Look for the string "screenshot" in every line, and copy each line that has it.

--------------------

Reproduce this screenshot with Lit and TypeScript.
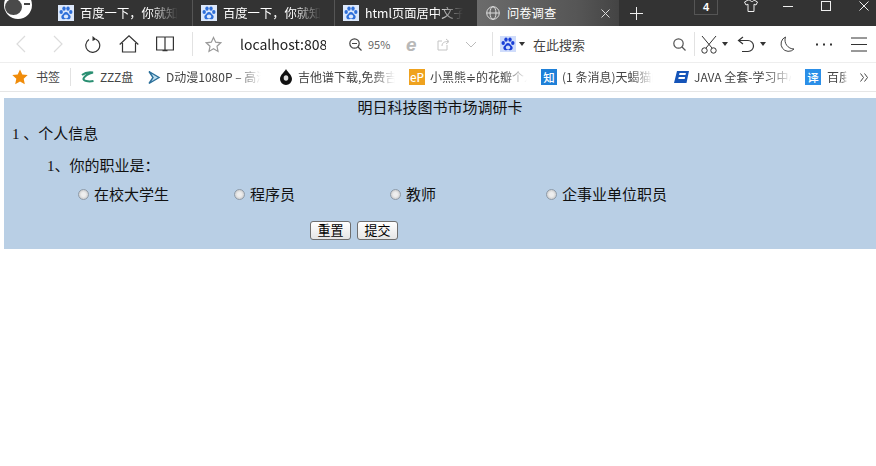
import { LitElement, html, css, svg } from "lit";
import { customElement } from "lit/decorators.js";

const paw = (fg: string, bg: string) => html`<svg class="i16" viewBox="0 0 16 16">
  <rect width="16" height="16" fill="${bg}"/>
  <g fill="${fg}">
    <ellipse cx="3.2" cy="7" rx="1.7" ry="2.1"/><ellipse cx="6" cy="3.6" rx="1.7" ry="2.2"/>
    <ellipse cx="10" cy="3.6" rx="1.7" ry="2.2"/><ellipse cx="12.8" cy="7" rx="1.7" ry="2.1"/>
    <path d="M8 7c-2 0-2.5 2-4 3.2C2.6 11.5 3.5 14.5 6 14.3c1-.1 1.5-.3 2-.3s1 .2 2 .3c2.5.2 3.4-2.8 2-4.1C10.5 9 10 7 8 7z"/>
  </g>
  <ellipse cx="8" cy="11.5" rx="2.2" ry="1.9" fill="${bg}"/>
</svg>`;

const stroke = (w: number, h: number, body: unknown, color = "#333", sw = 1.2) =>
  html`<svg width="${w}" height="${h}" viewBox="0 0 ${w} ${h}" fill="none" stroke="${color}" stroke-width="${sw}">${body}</svg>`;

const caret = html`<svg width="6" height="4" viewBox="0 0 6 4"><path d="M0 0h6L3 4z" fill="#333"/></svg>`;

interface Item { m: number; c: unknown }

const toolbar: Item[] = [
  { m: 15, c: stroke(11, 18, svg`<path d="M10 1L2 9l8 8"/>`, "#dcdcdc") },
  { m: 27, c: stroke(11, 18, svg`<path d="M1 1l8 8-8 8"/>`, "#dcdcdc") },
  { m: 21, c: stroke(17, 18, svg`<path d="M11 4.2A7 7 0 1 1 4 4.5"/><path d="M7.5 1l3.8 3.2L7.5 6z" fill="#333" stroke="none"/>`) },
  { m: 17, c: stroke(20, 18, svg`<path d="M.7 9.5L10 .8l9.3 8.7M3.5 8v9h13V8"/>`) },
  { m: 17, c: stroke(18, 16, svg`<path d="M.6 1h7.8c.4 0 .6.3.6.7V14H.6zM17.4 1H9.6c-.4 0-.6.3-.6.7V14h8.4zM6.5 14.6h5"/>`) },
  { m: 18, c: html`<span class="vsep"></span>` },
  { m: 12, c: stroke(17, 17, svg`<path d="M8.5 1.5l2.2 4.7 5 .6-3.7 3.5 1 5.1-4.5-2.6-4.5 2.6 1-5.1L1.3 6.800l5-.6z"/>`, "#999") },
  { m: 18, c: html`<span class="url">localhost:808</span>` },
  { m: 23, c: stroke(13, 13, svg`<circle cx="5.5" cy="5.5" r="4.7"/><path d="M9 9l3.5 3.5M3 5.5h5"/>`, "#444") },
  { m: 6, c: html`<span class="pct">95%</span>` },
  { m: 17, c: html`<span class="ie">e</span>` },
  { m: 17, c: stroke(13, 13, svg`<path d="M10 7v5H1V3h4M5 8c0-3 2-4.5 6-4.5M9 1l3 2.5L9 6"/>`, "#c4c4c4", 1) },
  { m: 15, c: stroke(12, 7, svg`<path d="M1 1l5 5 5-5"/>`, "#bbb", 1) },
  { m: 15, c: html`<span class="vsep"></span>` },
  { m: 7, c: paw("#1a3fd6", "#cfdcfb") },
  { m: 3, c: caret },
  { m: 8, c: html`<span class="search">在此搜索</span>` },
  { m: 88, c: stroke(13, 13, svg`<circle cx="5.5" cy="5.5" r="4.7"/><path d="M9 9l3.5 3.5"/>`, "#555") },
  { m: 8, c: html`<span class="vsep"></span>` },
  { m: 6, c: stroke(16, 19, svg`<path d="M1 1l10 12M15 1L5 13"/><circle cx="3.5" cy="15.5" r="2.7"/><circle cx="12.5" cy="15.5" r="2.7"/>`, "#333", 1) },
  { m: 5, c: caret },
  { m: 9, c: stroke(18, 17, svg`<path d="M2 4.5h9a5.5 5.5 0 0 1 0 11H5"/><path d="M6 1L1.5 4.5 6 8" />`) },
  { m: 5, c: caret },
  { m: 13, c: stroke(16, 17, svg`<path d="M6.5 1A7.5 7.5 0 1 0 15 13 9 9 0 0 1 6.5 1z"/>`, "#444", 1) },
  { m: 21, c: html`<svg width="16" height="3" viewBox="0 0 16 3"><g fill="#333"><rect y=".5" width="2" height="2"/><rect x="7" y=".5" width="2" height="2"/><rect x="14" y=".5" width="2" height="2"/></g></svg>` },
  { m: 19, c: stroke(16, 15, svg`<path d="M0 1h16M0 7.5h16M0 14h16"/>`, "#333", 1) },
];

const letter = (t: string, bg: string) => html`<span class="letter" style="background:${bg}">${t}</span>`;

const bookmarks: Item[] = [
  { m: 12, c: html`<svg class="i16" viewBox="0 0 16 16"><path d="M8 .5l2.3 5 5.4.6-4 3.7 1.1 5.4L8 12.5l-4.800 2.7 1.1-5.400-4-3.700 5.400-.6z" fill="#f08c0a"/></svg>` },
  { m: 8, c: html`<span class="bm w24">书签</span>` },
  { m: 10, c: html`<span class="vsep short"></span>` },
  { m: 10, c: html`<svg width="14" height="15" viewBox="0 0 14 15" fill="none"><path d="M1 5c3-2.500 8-3 11-2.500C8 3.500 4 5.500 2.500 8.500c-.8 2.500 5 3.500 10 2.500" stroke="#2a8f72" stroke-width="2"/></svg>` },
  { m: 5, c: html`<span class="bm w34">ZZZ盘</span>` },
  { m: 13, c: html`<svg width="14" height="15" viewBox="0 0 14 15" fill="none"><path d="M2 1.500l10 6-10 6 4-6z" fill="#bfe0f0" stroke="#2b6f9a" stroke-width="1.4"/></svg>` },
  { m: 5, c: html`<span class="bm w95 fade">D动漫1080P – 高清</span>` },
  { m: 17, c: html`<svg class="i16" viewBox="0 0 16 16"><path d="M8 0c1.500 3 6 6 6 10a6 6 0 0 1-12 0C2 6 6.500 3 8 0z" fill="#111"/><ellipse cx="8" cy="9" rx="2.3" ry="2.8" fill="#ddd"/></svg>` },
  { m: 4, c: html`<span class="bm w97 fade">吉他谱下载,免费吉他谱</span>` },
  { m: 14, c: letter("eP", "#efa21e") },
  { m: 5, c: html`<span class="bm w97 fade">小黑熊≑的花瓣个人主页</span>` },
  { m: 14, c: letter("知", "#1f80d8") },
  { m: 5, c: html`<span class="bm w91 fade">(1 条消息)天蝎猫的博客</span>` },
  { m: 20, c: html`<svg class="i16" viewBox="0 0 16 16"><path d="M4 2h12l-2.500 12H1zM6.500 4l-.4 2h6.400l.4-2zM5.700 8l-.4 2h6.400l.4-2z" fill="#1554b8" fill-rule="evenodd"/></svg>` },
  { m: 5, c: html`<span class="bm w98 fade">JAVA 全套-学习中心</span>` },
  { m: 13, c: letter("译", "#2b8fe8") },
  { m: 6, c: html`<span class="bm w20 fade">百度翻译</span>` },
  { m: 13, c: stroke(8, 9, svg`<path d="M.5.5l3 4-3 4M4.5.5l3 4-3 4"/>`, "#444", 1) },
];

@customElement("app-root")
export class AppRoot extends LitElement {
  static styles = css`
    :host { display: block; width: 876px; height: 466px; overflow: hidden; background: #fff;
      font-family: "Noto Sans CJK SC", "Liberation Sans", sans-serif; color: #000; }
    .tabs { height: 26px; background: #333; display: flex; position: relative; color: #fff; font-size: 12.3px; }
    .avatar { position: absolute; left: 4px; top: -9px; width: 28px; height: 28px; border-radius: 50%; background: #fff; overflow: hidden; }
    .avatar i { position: absolute; left: 1px; top: 8px; width: 17px; height: 16px; border-radius: 50%; background: #4a4a4a; }
    .avatar b { position: absolute; left: 20px; top: 12px; width: 6px; height: 2px; background: #444; }
    .tab { height: 26px; display: flex; align-items: center; box-sizing: border-box; flex: none; }
    .t1 { margin-left: 58px; width: 135px; border-right: 1px solid #555; }
    .t2 { margin-left: 8px; width: 134px; border-right: 1px solid #555; }
    .t3 { margin-left: 8px; width: 134px; }
    .active { width: 142px; background: linear-gradient(90deg, #6b6b6b, #565656 70%, #444); padding-left: 9px; }
    .tab .title { margin-left: 6px; width: 98px; white-space: nowrap; overflow: hidden; line-height: 26px;
      -webkit-mask-image: linear-gradient(90deg, #000 72%, transparent); mask-image: linear-gradient(90deg, #000 72%, transparent); }
    .active .title { width: 50px; margin-left: 7px; -webkit-mask-image: none; mask-image: none; }
    .tab .close { margin-left: 44px; display: flex; }
    .plus { margin-left: 11px; align-self: center; display: flex; }
    .count { margin-left: 51px; width: 24px; height: 15px; box-sizing: border-box; border: 1px solid #555; border-top: 0;
      display: flex; align-items: center; justify-content: center; font: 700 11px "Liberation Sans", sans-serif; }
    .ctl { display: flex; align-self: flex-start; }
    .shirt { margin-left: 26px; }
    .min { margin-left: 25px; margin-top: 6px; }
    .max { margin-left: 28px; margin-top: 1px; }
    .cls { margin-left: 28px; margin-top: 1px; }
    .i16 { width: 16px; height: 16px; display: block; flex: none; }
    .bar { display: flex; align-items: center; box-sizing: border-box; }
    .cell { flex: none; display: flex; align-items: center; }
    .tools { height: 36px; color: #333; }
    .vsep { display: block; width: 1px; height: 24px; background: #e2e2e2; }
    .vsep.short { height: 18px; }
    .url { width: 86px; font-size: 14px; color: #222; white-space: nowrap; overflow: hidden;
      -webkit-mask-image: linear-gradient(90deg, #000 80%, #888); mask-image: linear-gradient(90deg, #000 80%, #888); }
    .pct { font-size: 11px; width: 21px; color: #666; }
    .ie { width: 14px; font: italic 700 19px/17px "Liberation Sans", sans-serif; color: #b8b8b8; }
    .search { font-size: 13px; width: 52px; color: #444; }
    .marks { height: 30px; border-top: 1px solid #eee; border-bottom: 1px solid #e6e6e6; }
    .bm { font-size: 12px; color: #444; white-space: nowrap; overflow: hidden; line-height: 18px; }
    .fade { -webkit-mask-image: linear-gradient(90deg, #000 75%, transparent); mask-image: linear-gradient(90deg, #000 75%, transparent); }
    .w24 { width: 24px; } .w34 { width: 34px; } .w95 { width: 95px; } .w97 { width: 97px; }
    .w91 { width: 91px; } .w98 { width: 98px; } .w20 { width: 20px; }
    .letter { width: 16px; height: 16px; display: flex; align-items: center; justify-content: center;
      color: #fff; font-size: 11.5px; font-weight: 500; line-height: 16px; }
    .panel { margin: 6px 0 0 4px; height: 151px; background: #b9cfe5; box-sizing: border-box; font-size: 15px; line-height: 20px;
      font-family: "Liberation Serif", "Noto Sans CJK SC", serif; color: #111; }
    .heading { text-align: center; height: 20px; }
    .section { margin: 6px 0 0 8px; }
    .question { margin: 12px 0 0 43px; }
    .options { margin: 9px 0 0 74px; display: grid; grid-template-columns: repeat(4, 156px); }
    .opt { display: flex; align-items: center; }
    .radio { width: 11px; height: 11px; margin: 0 5px 1px 0; border-radius: 50%; box-sizing: border-box; border: 1px solid #8f9ba8;
      background: radial-gradient(circle at 50% 50%, #eee 30%, #bdbdbd 100%); }
    .btns { margin: 16px 0 0 306px; display: flex; gap: 6px; }
    .btn { width: 41px; height: 19px; padding: 0 0 2px; border: 1px solid #6f6f6f; border-radius: 3px; box-sizing: border-box;
      background: linear-gradient(#fff, #e6e6e6); font: 13px/15px "Noto Sans CJK SC", sans-serif; color: #000; }
  `;

  private row(items: Item[]) {
    return items.map((it) => html`<span class="cell" style="margin-left:${it.m}px">${it.c}</span>`);
  }

  render() {
    const x = (n: number, c = "#ddd") => stroke(n, n, svg`<path d="M.5.5L${n - 0.5} ${n - 0.5}M${n - 0.5} .5L.5 ${n - 0.5}"/>`, c, 1);
    const baidu = paw("#2f6fd8", "#dce8fb");
    return html`
      <div class="tabs">
        <div class="avatar"><i></i><b></b></div>
        <div class="tab t1">${baidu}<span class="title">百度一下，你就知道</span></div>
        <div class="tab t2">${baidu}<span class="title">百度一下，你就知道</span></div>
        <div class="tab t3">${baidu}<span class="title">html页面居中文子</span></div>
        <div class="tab active">
          ${stroke(14, 14, svg`<circle cx="7" cy="7" r="6.3"/><ellipse cx="7" cy="7" rx="3" ry="6.3"/><path d="M.7 7h12.6"/>`, "#ddd", 1)}
          <span class="title">问卷调查</span>
          <span class="close">${x(9)}</span>
        </div>
        <span class="plus">${stroke(13, 13, svg`<path d="M6.5 0v13M0 6.5h13"/>`, "#eee", 1)}</span>
        <span class="count">4</span>
        <span class="ctl shirt">${stroke(14, 12, svg`<path d="M4 0L.5 2 2 5l2-.8V11.5h6V4.2L12 5l1.5-3L10 0c-.5 2-3.5 2-4 0z"/>`, "#eee", 1)}</span>
        <span class="ctl min">${stroke(10, 1, svg`<path d="M0 .5h10"/>`, "#eee", 1)}</span>
        <span class="ctl max">${stroke(10, 10, svg`<rect x=".5" y=".5" width="9" height="9"/>`, "#eee", 1)}</span>
        <span class="ctl cls">${x(10, "#eee")}</span>
      </div>
      <div class="bar tools">${this.row(toolbar)}</div>
      <div class="bar marks">${this.row(bookmarks)}</div>
      <form class="panel">
        <div class="heading">明日科技图书市场调研卡</div>
        <div class="section">1 、个人信息</div>
        <div class="question">1、你的职业是：</div>
        <div class="options">
          ${["在校大学生", "程序员", "教师", "企事业单位职员"].map(
            (o) => html`<label class="opt"><span class="radio"></span>${o}</label>`
          )}
        </div>
        <div class="btns"><button type="button" class="btn">重置</button><button type="button" class="btn">提交</button></div>
      </form>
    `;
  }
}
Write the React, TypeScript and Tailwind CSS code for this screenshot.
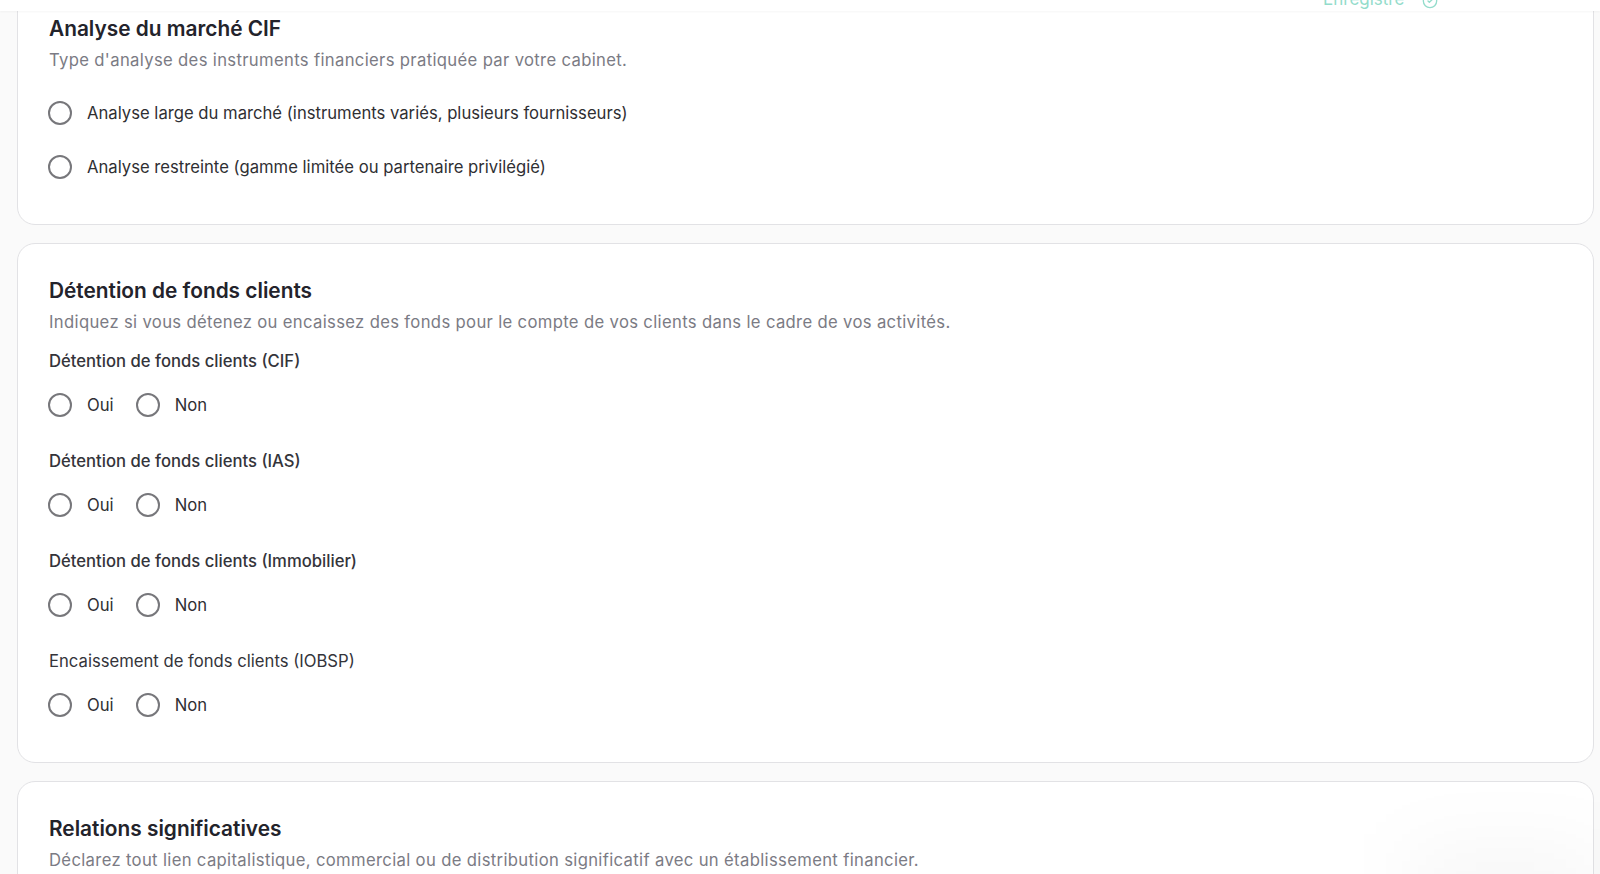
import React from 'react';
import { CircleCheck } from 'lucide-react';

const Radio: React.FC<{ label: string }> = ({ label }) => (
  <label className="flex items-center gap-[15px] h-10 -ml-px">
    <span className="w-6 h-6 rounded-full border-2 border-[#77777b] bg-white shrink-0" />
    <span className="text-[16.67px] leading-6 text-[#2f2f33]">{label}</span>
  </label>
);

const Card: React.FC<{ title: string; description: string; children?: React.ReactNode }> = ({
  title,
  description,
  children,
}) => (
  <section className="bg-white border border-[#e2e2e5] rounded-[18px] pl-[31px] pr-[30px] pt-8 pb-[37px]">
    <h2 className="text-[20.83px] font-semibold text-[#23232b] leading-7 pt-[0.5px]">{title}</h2>
    <p className="mt-[5px] text-[16.67px] leading-6 tracking-[0.02em] text-[#7b7b84]">{description}</p>
    {children}
  </section>
);

const YesNo: React.FC<{ label: string; regular?: boolean }> = ({ label, regular }) => (
  <div>
    <p className={regular ? 'text-[16.67px] leading-6 text-[#34343a] mb-3' : 'text-[16.67px] leading-6 font-medium text-[#34343a] mb-3'}>{label}</p>
    <div className="flex gap-[23px]">
      <Radio label="Oui" />
      <Radio label="Non" />
    </div>
  </div>
);

export default function App() {
  return (
    <div className="relative h-[874px] overflow-hidden bg-[#fafafa] font-['Inter',sans-serif]">
      {/* Sticky save bar, mostly scrolled out */}
      <div className="absolute top-0 left-0 right-0 h-[11px] bg-white shadow-[0_1px_2px_rgba(0,0,0,0.04)] z-10 overflow-hidden">
        <div className="absolute left-[1323px] top-[-13px] flex items-center gap-[18px] text-[17px] leading-6 text-[#93dccb]">
          <span>Enregistré</span>
          <CircleCheck className="w-[16px] h-[16px] mt-[3px]" />
        </div>
      </div>

      <main className="flex flex-col gap-[18px] pl-[17px] pr-[6px] mt-[-19px]">
        <Card title="Analyse du marché CIF" description="Type d'analyse des instruments financiers pratiquée par votre cabinet.">
          <div className="mt-[21.5px] flex flex-col gap-[14px]">
            <Radio label="Analyse large du marché (instruments variés, plusieurs fournisseurs)" />
            <Radio label="Analyse restreinte (gamme limitée ou partenaire privilégié)" />
          </div>
        </Card>

        <Card title="Détention de fonds clients" description="Indiquez si vous détenez ou encaissez des fonds pour le compte de vos clients dans le cadre de vos activités.">
          <div className="mt-[15.5px] flex flex-col gap-6">
            <YesNo label="Détention de fonds clients (CIF)" />
            <YesNo label="Détention de fonds clients (IAS)" />
            <YesNo label="Détention de fonds clients (Immobilier)" />
            <YesNo label="Encaissement de fonds clients (IOBSP)" regular />
          </div>
        </Card>

        <Card title="Relations significatives" description="Déclarez tout lien capitalistique, commercial ou de distribution significatif avec un établissement financier." />
      </main>

      {/* Faint shadow of a floating element below the fold */}
      <div className="absolute right-0 bottom-[-34px] w-[190px] h-[50px] bg-black/5 blur-2xl" />
    </div>
  );
}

--------------------

• Problem solution
Reproduce this screenshot with Lit and TypeScript.
Write the React, TypeScript and Tailwind CSS code for this screenshot.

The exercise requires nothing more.